Como anécdota, recuerdo que a los tres meses de vida de mi bebé yo no podía creer que hasta hace muy poco ese era el plazo legal para que las madres estuvieran con sus hijos. Luego, a sus seis meses de nuevo tuve esa sensación y me fue imposible desprenderme de su lado. Fue así hasta que luego de un largo rato conociéndonos, mirándonos a los ojos y sintiéndonos mutuamente, recién comencé a sentirme lista (o a obligarme a estar lista) para “regresar al mundo”. Eso fue a sus 38 semanas de vida, es decir, aproximadamente nueve meses, el mismo tiempo que permaneció en mi panza. Me puse entonces a la tarea de encontrar a alguien que me inspirara la confianza suficiente para delegarle, en cierta manera, el cuidado de mi pequeño cachorro humano, ya que en Santiago mi marido y yo no contábamos con redes de apoyo. En ese buscar encontré a alguien para que me apoyara 20 horas a la semana. Ella pasó a ser la tercera figura de apego para mi hijo, después de su papá y de mí. A ella le agradezco infinitamente el apoyo, su presencia y sabiduría, pero sobre todo, el acompañarme de mujer a mujer.
De este modo, una vez que sentí que ella y mi hijo se habían afiatado, en mi corazón hubo menos angustia por nuestra separación y más confianza y me animé a anunciar públicamente mi regreso al mundo laboral. Un mes antes, en una especie de preparación, había comenzado a estudiar de nuevo.
Aprender ha sido en mi vida una de mis mayores pasiones y eso me ha permitido abordar mi trabajo con impecabilidad y profesionalismo, pero, sobre todo, me ha permitido crecer como ser humano y reinventarme varias veces en la búsqueda de mi pasión, hasta encontrar mi Ikigai (aquello por lo que nos despertamos cada día) en el coaching. Hoy, finalizando este proceso de aprendizaje intenso y a tres meses de haberme reincorporado al mundo laboral, me doy cuenta de que estar de vuelta en estos espacios ha sido el logro de un triple triunfo.
Desde lo laboral, ha sido la conquista de nuevos espacios y el sostenerme en alto durante “la siembra”, ya que había pensado que bastaba con anunciar mi regreso para comenzar a cosechar, lo cual no ha sido así. Volver ha implicado comenzar, de alguna forma, de cero, volver a activar mis redes dormidas, a construir confianza de la profesional que soy y a demostrar que estoy vigente, más vigente que nunca.
Como mamá ha significado aprender a confiar en otros e incluso, a su temprana edad, a confiar en mi hijo. Confiar, por ejemplo, en que estará bien, que es un pequeño flexible y adaptable, regalándole así la posibilidad de que conozca muchas formas de hacer lo mismo y no solo la mía como la única forma correcta.
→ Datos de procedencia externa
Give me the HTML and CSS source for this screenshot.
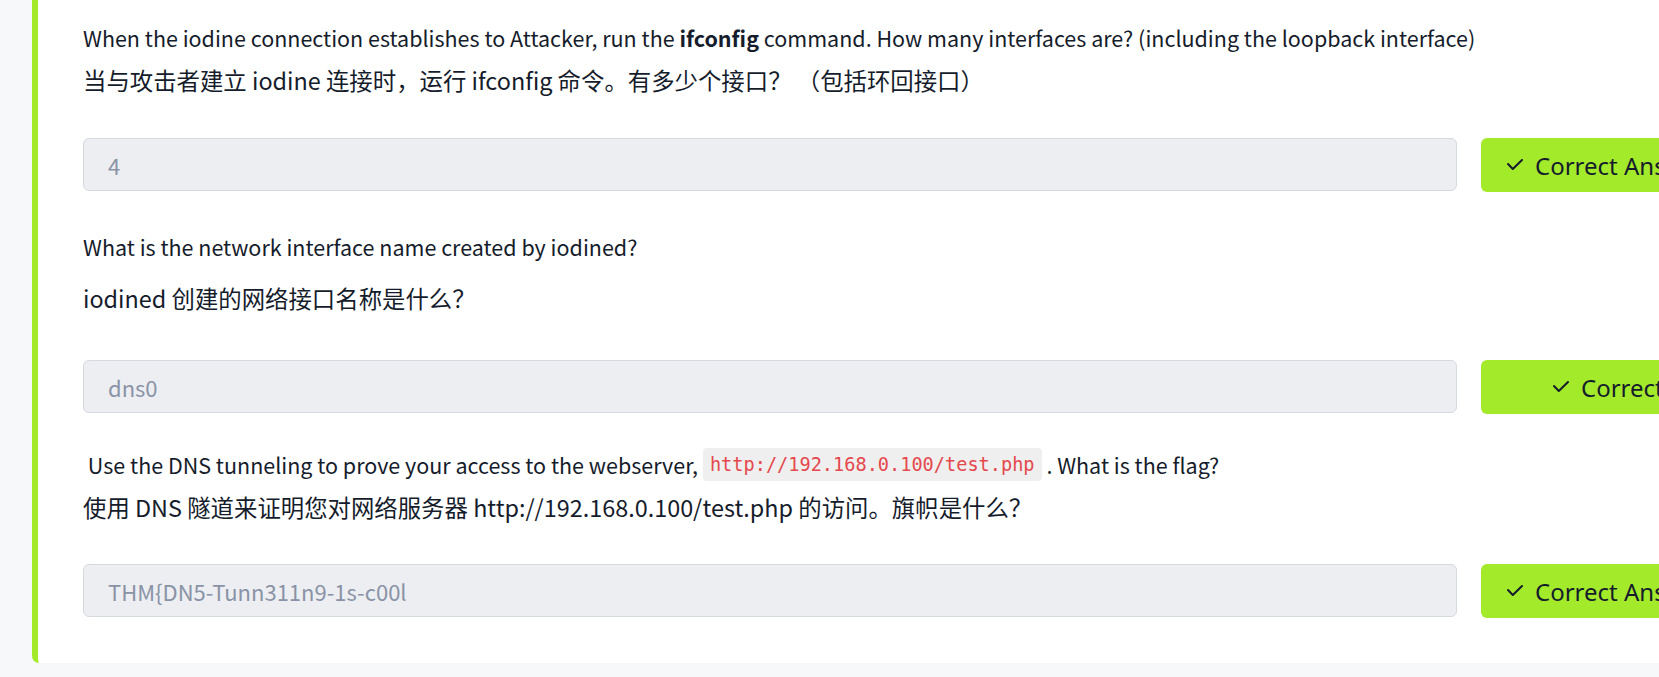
FILE: index.html
```html
<!DOCTYPE html>
<html lang="zh-CN">
<head>
<meta charset="utf-8">
<title>Questions</title>
<link rel="stylesheet" href="styles.css">
</head>
<body>
<main class="card">
  <section class="qa">
    <div class="q">
      <p class="en">When the iodine connection establishes to Attacker, run the <strong>ifconfig</strong> command. How many interfaces are? (including the loopback interface)</p>
      <p class="cn">当与攻击者建立 iodine 连接时，运行 ifconfig 命令。有多少个接口？ （包括环回接口）</p>
    </div>
    <div class="answer">
      <div class="field">4</div>
      <button class="btn">
        <svg class="tick" width="16" height="12" viewBox="0 0 16 12"><polyline points="1,5 5.8,10 15,1" fill="none" stroke="#151c2b" stroke-width="2" stroke-linecap="round" stroke-linejoin="round"/></svg>
        <span>Correct Answer</span>
      </button>
    </div>
  </section>

  <section class="qa qa-split">
    <div class="q">
      <p class="en">What is the network interface name created by iodined?</p>
      <p class="cn cn-spaced">iodined 创建的网络接口名称是什么？</p>
    </div>
    <div class="answer answer-wide">
      <div class="field">dns0</div>
      <button class="btn btn-centered">
        <svg class="tick" width="16" height="12" viewBox="0 0 16 12"><polyline points="1,5 5.8,10 15,1" fill="none" stroke="#151c2b" stroke-width="2" stroke-linecap="round" stroke-linejoin="round"/></svg>
        <span>Correct Answer</span>
      </button>
    </div>
  </section>

  <section class="qa qa-code">
    <div class="q">
      <p class="en">&nbsp;Use the DNS tunneling to prove your access to the webserver, <code class="code">http://192.168.0.100/test.php</code> . What is the flag?</p>
      <p class="cn">使用 DNS 隧道来证明您对网络服务器 http://192.168.0.100/test.php 的访问。旗帜是什么？</p>
    </div>
    <div class="answer answer-tight">
      <div class="field">THM{DN5-Tunn311n9-1s-c00l</div>
      <button class="btn">
        <svg class="tick" width="16" height="12" viewBox="0 0 16 12"><polyline points="1,5 5.8,10 15,1" fill="none" stroke="#151c2b" stroke-width="2" stroke-linecap="round" stroke-linejoin="round"/></svg>
        <span>Correct Answer</span>
      </button>
    </div>
  </section>
</main>
</body>
</html>
```

FILE: styles.css
```css
html, body {
  margin: 0;
  padding: 0;
}

body {
  background: #f7f8fa;
  overflow: hidden;
  font-family: "Noto Sans CJK SC", "Noto Sans", sans-serif;
  color: #151c2b;
}

.card {
  margin-left: 32px;
  background: #ffffff;
  border-left: 6px solid #a3ea2a;
  border-bottom-left-radius: 7px;
  padding: 16px 0 45px 45px;
}

.qa + .qa {
  margin-top: 33px;
}

.qa.qa-code {
  margin-top: 29px;
}

.q p {
  margin: 0;
  line-height: 43px;
}

.en {
  font-size: 21.5px;
}

.cn {
  font-size: 23.4px;
}

.cn-spaced {
  margin-top: 9px !important;
}

.en strong {
  font-weight: 700;
}

.code {
  display: inline-block;
  vertical-align: middle;
  height: 33px;
  line-height: 33px;
  padding: 0 7px;
  margin-top: -8px;
  border-radius: 4px;
  background: #efefef;
  color: #e5484d;
  font-family: "DejaVu Sans Mono", "Liberation Mono", monospace;
  font-size: 18.6px;
}

.answer {
  display: flex;
  gap: 24px;
  margin-top: 36px;
}

.answer-wide {
  margin-top: 40px;
}

.answer-tight {
  margin-top: 35px;
}

.field {
  flex: none;
  box-sizing: border-box;
  width: 1374px;
  height: 53px;
  padding-left: 24px;
  display: flex;
  align-items: center;
  background: #eceef2;
  border: 1px solid #d5d9e0;
  border-radius: 6px;
  color: #8a93a6;
  font-size: 22px;
}

.btn {
  flex: none;
  display: flex;
  align-items: center;
  gap: 12px;
  box-sizing: border-box;
  width: 340px;
  height: 54px;
  padding: 0 0 0 26px;
  border: none;
  border-radius: 6px;
  background: #a3ea2a;
  color: #151c2b;
  font-family: "Noto Sans", "Open Sans", sans-serif;
  font-size: 24px;
  cursor: pointer;
}

.btn-centered {
  padding-left: 72px;
}

.tick {
  flex: none;
}
```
Como madre ha significado también reinterpretar lo que había aprendido acerca de este rol, pasando del sacrificio al sentido y a la trascendencia, asegurándome en mi fuero interno de que mi hijo no estuviese siendo una excusa para dejarme estar, sino una buena razón para ser mejor. Asegurarme también, con ello, de no poner en él la mochila de mi propia postergación. Por el contrario, regalarle la libertad y las alas de mi realización.
Desde una mirada aún más amplia, todo este proceso me ha regalado una nueva experiencia de vida, una oportunidad de crecer y de comprometerme aún más con la vida que quiero para mí y para otros como seres humanos que somos. Hoy, tras todo este camino, siento que he ganado vida y que la vida ha ganado conmigo. Me siento dispuesta a contribuir al mundo desde mis conocimientos, mi experiencia, mis luces y mis sombras. Es decir, desde todo mi ser.
Es así que este retorno ha significado un triple triunfo, como mujer profesional, como madre y como el ser humano que soy, desde el cual puedo decir: “Vida, aquí voy de nuevo”.